Collected data:

^^^^^^^^^^^^^^^^

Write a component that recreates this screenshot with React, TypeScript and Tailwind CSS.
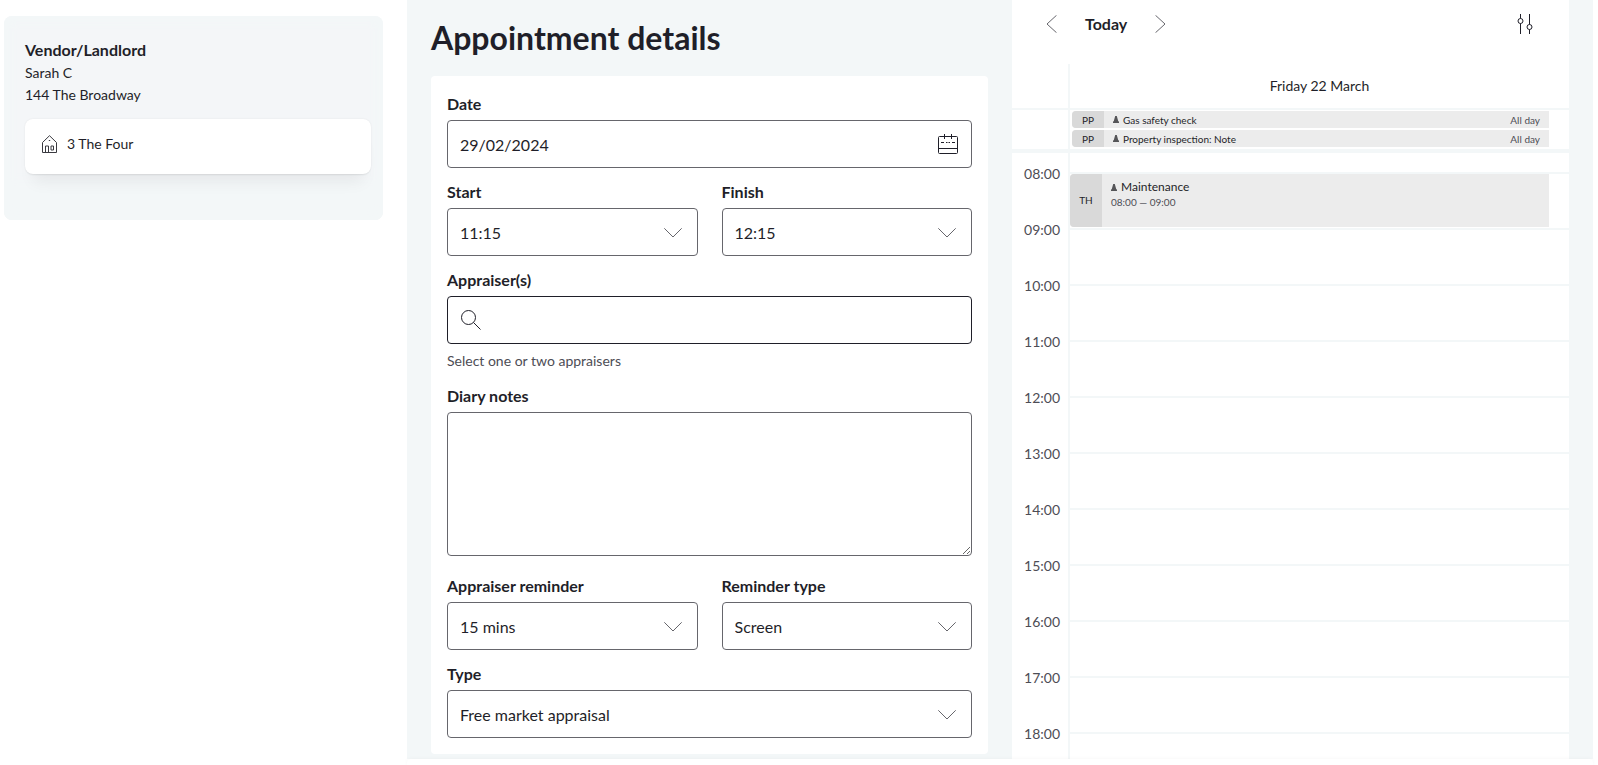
import React from 'react';

const hours = ['08:00', '09:00', '10:00', '11:00', '12:00', '13:00', '14:00', '15:00', '16:00', '17:00', '18:00'];

const allDayEvents = [
  { initials: 'PP', title: 'Gas safety check' },
  { initials: 'PP', title: 'Property inspection: Note' },
];

const HouseIcon = () => (
  <svg width="15" height="18" viewBox="0 0 15 18" fill="none" stroke="#3a3a40" aria-hidden="true">
    <path d="M.5 17.500V7.500L7.500 .7l7 6.800v10z" />
    <path d="M3.500 17.500v-6.500h3v6.500M9 11h2.500v4H9z" />
    <path d="M6.800 5.500h1.400" />
  </svg>
);

const CalendarIcon = () => (
  <svg width="20" height="20" viewBox="0 0 20 20" fill="none" stroke="#1f1f29" aria-hidden="true">
    <rect x=".5" y="2.500" width="19" height="17" rx="1" />
    <path d="M6.500 0v5M13.500 0v5M.5 14.500h19M3 8.500h3M8 8.500h1M9.500 8.500h1M11 8.500h1M14 8.500h3" />
  </svg>
);

const SearchIcon = () => (
  <svg width="20" height="20" viewBox="0 0 20 20" fill="none" stroke="#1f1f29" aria-hidden="true">
    <circle cx="7.500" cy="7.500" r="7" />
    <path d="M12.500 12.500l7 7" />
  </svg>
);

const SlidersIcon = () => (
  <svg width="16" height="20" viewBox="0 0 16 20" fill="none" stroke="#1f1f29" aria-hidden="true">
    <path d="M3.500 0v4.500M3.500 9.500V20M12.500 0v10.500M12.500 15.500V20" />
    <circle cx="3.500" cy="7" r="2.500" />
    <circle cx="12.500" cy="13" r="2.500" />
  </svg>
);

const BellIcon = ({ className }: { className?: string }) => (
  <svg width="6" height="7" viewBox="0 0 6 7" fill="#555558" className={className} aria-hidden="true">
    <path d="M2.200 0h1.600l1.400 5 .8 .8V7H0V5.800L.8 5z" />
  </svg>
);

const labelClass = 'block text-base font-bold leading-6 mb-1';
const fieldClass = 'block w-full rounded border border-[#66666c] bg-white text-base text-[#1f1f29] outline-none';

interface SelectFieldProps {
  id: string;
  label: string;
  value: string;
}

const SelectField: React.FC<SelectFieldProps> = ({ id, label, value }) => (
  <div>
    <label htmlFor={id} className={labelClass}>{label}</label>
    <div className="relative">
      <select id={id} defaultValue={value} className={`${fieldClass} h-12 appearance-none pl-3 pr-12 pt-0.5`}>
        <option>{value}</option>
      </select>
      <svg
        width="18"
        height="10"
        viewBox="0 0 18 10"
        fill="none"
        stroke="#66666c"
        className="pointer-events-none absolute right-4 top-5"
        aria-hidden="true"
      >
        <path d="M.3 .3L9 9 17.700 .3" />
      </svg>
    </div>
  </div>
);

const VendorCard = () => (
  <div className="ml-1 mr-6 mt-4 rounded-lg bg-[#f4f6f8] pb-[46px] pl-[21px] pr-3 pt-[22px] shadow-[inset_0_0_6px_8px_#f3f7f8,inset_0_-40px_10px_#f3f7f8]">
    <h2 className="text-base font-bold leading-6">Vendor/Landlord</h2>
    <p className="text-sm leading-[22px]">Sarah C</p>
    <p className="text-sm leading-[22px]">144 The Broadway</p>
    <a
      href="#property"
      className="mt-[13px] flex h-[55px] items-center gap-2.5 rounded-lg bg-white px-[17px] pb-1.5 text-sm shadow-[0_0_2px_rgba(0,0,0,0.08),0_2px_2px_-1px_rgba(0,0,0,0.06),0_16px_16px_-8px_rgba(0,0,0,0.06)]"
    >
      <HouseIcon />
      3 The Four
    </a>
  </div>
);

const AppointmentForm = () => (
  <div>
    <h1 className="mb-4 mt-4 text-[32px] font-bold leading-[44px]">Appointment details</h1>
    <form className="flex flex-col gap-3 rounded bg-white p-4">
      <div>
        <label htmlFor="date" className={labelClass}>Date</label>
        <div className="relative">
          <input id="date" type="text" defaultValue="29/02/2024" className={`${fieldClass} h-12 pl-3 pr-12`} />
          <button type="button" aria-label="Choose date" className="absolute right-3.5 top-3.5">
            <CalendarIcon />
          </button>
        </div>
      </div>

      <div className="grid grid-cols-2 gap-6">
        <SelectField id="start" label="Start" value="11:15" />
        <SelectField id="finish" label="Finish" value="12:15" />
      </div>

      <div>
        <label htmlFor="appraisers" className={labelClass}>Appraiser(s)</label>
        <div className="relative">
          <input
            id="appraisers"
            type="text"
            className="block h-12 w-full rounded border border-[#1f1f29] bg-white pl-12 pr-3 text-base outline-none"
          />
          <span className="pointer-events-none absolute left-3.5 top-3.5">
            <SearchIcon />
          </span>
        </div>
        <p className="mt-1.5 text-sm leading-[22px] text-[#4d4d55]">Select one or two appraisers</p>
      </div>

      <div className="mb-1.5">
        <label htmlFor="notes" className={labelClass}>Diary notes</label>
        <textarea id="notes" className={`${fieldClass} h-36 resize-y p-3`} />
      </div>

      <div className="grid grid-cols-2 gap-6">
        <SelectField id="reminder" label="Appraiser reminder" value="15 mins" />
        <SelectField id="reminder-type" label="Reminder type" value="Screen" />
      </div>

      <SelectField id="type" label="Type" value="Free market appraisal" />
    </form>
  </div>
);

const DiaryCalendar = () => (
  <div className="flex flex-col overflow-hidden bg-white">
    <div className="flex h-16 shrink-0 items-start justify-between pl-[34px] pr-9 pt-3">
      <div className="flex h-6 items-center">
        <button type="button" aria-label="Previous day">
          <svg width="11" height="18" viewBox="0 0 11 18" fill="none" stroke="#66666c" aria-hidden="true">
            <path d="M10.500 .3L1 9l9.500 8.700" />
          </svg>
        </button>
        <button type="button" className="mx-7 text-base font-bold leading-6">Today</button>
        <button type="button" aria-label="Next day">
          <svg width="11" height="18" viewBox="0 0 11 18" fill="none" stroke="#66666c" aria-hidden="true">
            <path d="M.5 .3L10 9 .5 17.700" />
          </svg>
        </button>
      </div>
      <button type="button" aria-label="Filters" className="flex h-6 items-center">
        <SlidersIcon />
      </button>
    </div>

    <div className="flex shrink-0 border-b-2 border-[#f3f7f8]">
      <div className="w-14" />
      <div className="flex-1 border-l-2 border-[#f3f7f8] py-3 text-center text-sm leading-5">Friday 22 March</div>
    </div>

    {/* All day events */}
    <div className="flex shrink-0 border-b-4 border-[#f3f7f8]">
      <div className="w-14" />
      <ul className="flex flex-1 flex-col gap-0.5 border-l-2 border-[#f3f7f8] pb-0.5 pl-0.5 pr-5 pt-px text-[10px]">
        {allDayEvents.map((event) => (
          <li key={event.title} className="flex h-[17px] items-center overflow-hidden rounded-l-sm bg-[#ececec] leading-[18px]">
            <span className="w-8 bg-[#d9d9d9] text-center">{event.initials}</span>
            <BellIcon className="ml-[9px] mr-1" />
            <span className="flex-1">{event.title}</span>
            <span className="pr-[9px] text-[#4d4d55]">All day</span>
          </li>
        ))}
      </ul>
    </div>

    <div className="flex min-h-0 flex-1 overflow-hidden">
      <div className="w-14 pr-2 pt-[9px] text-right text-sm text-[#4d4d55]">
        {hours.map((hour) => (
          <div key={hour} className="h-14 leading-6">{hour}</div>
        ))}
      </div>
      <div className="flex-1 border-l-2 border-[#f3f7f8] pt-[19px]">
        {hours.map((hour) => (
          <div key={hour} className="h-14 border-t-2 border-[#f3f7f8]">
            {hour === '08:00' && (
              <div className="mr-5 flex h-[53px] overflow-hidden rounded-l-sm bg-[#ececec]">
                <div className="flex w-8 items-center justify-center bg-[#d9d9d9] text-[10px]">TH</div>
                <div className="pl-[9px] pt-1.5">
                  <div className="flex items-center gap-1 text-xs leading-[14px]">
                    <BellIcon />
                    Maintenance
                  </div>
                  <div className="text-[10px] leading-4 text-[#4d4d55]">08:00 — 09:00</div>
                </div>
              </div>
            )}
          </div>
        ))}
      </div>
    </div>
  </div>
);

const App: React.FC = () => {
  return (
    <div className="grid h-screen grid-cols-[407px_1fr] overflow-hidden bg-white font-['Lato',sans-serif] text-[#1f1f29]">
      <aside>
        <VendorCard />
      </aside>
      <main className="mr-[5px] flex min-h-0 flex-col">
        <div className="grid min-h-0 flex-1 grid-cols-2 gap-6 overflow-hidden bg-[#f3f7f8] px-6">
          <AppointmentForm />
          <DiaryCalendar />
        </div>
        <footer className="h-1.5 shrink-0 rounded-t bg-white shadow-[0_0_4px_rgba(0,0,0,0.04)]" />
      </main>
    </div>
  );
};

export default App;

^^^^^^^^^^^^^^^^

What to produce: Copy out the lines that hold "React".

Correct output:
Write a component that recreates this screenshot with React, TypeScript and Tailwind CSS.
import React from 'react';
const SelectField: React.FC<SelectFieldProps> = ({ id, label, value }) => (
const App: React.FC = () => {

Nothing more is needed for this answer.